Don’t be too concerned about the high averages for some of the probes listed as disabled as the hotspot metering extension uses a scorecard not impacted by large outliers as a result of object allocation and the follow-up garbage collection.

After refining the agent instrumentation plan once again with the new metering model and then re-executing the benchmark the list of probes disabled during the run is now down to a very small number.

After another refinement iteration the list of probes disabled during the course of the benchmark has shrunk down to just one.

Finally a benchmark run with no dynamic disablement of probes. All that is instrumented remains measured.

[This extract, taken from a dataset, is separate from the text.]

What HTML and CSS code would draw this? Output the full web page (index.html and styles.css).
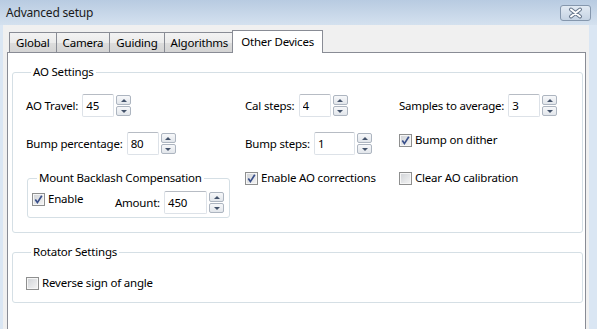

I performed a similar process as outlined above this time with an alternative meter and the final results show a very strong similarity though the hotspot thresholds would not exactly match across such different measures.

Those familiar with the Reactor codebase and the third party libraries it uses might be surprised with the limited number of probes listed for these packages in the metering tables above. The reason for this is the enablement of the exitpoint metering extension and it’s dynamic disablement of firing probes (executing code) below (in the scope of) a probe (method) marked as an exit.


By default the exitpoint metering extension will not meter any exit labeled probe but I changed this in the configuration so that the metering model would include the surface level probes into such packages. This has an additional knock on effect to the reported inherent (self) metering totals as well as the hotspot classification for non-exit probes.


Because non-surface level probes never got metered (measured) they never got mirrored (simulated) and so never become part of the metering model with the Simz runtime, which is another extremely useful feature of metered, mirrored and simulated application runtimes.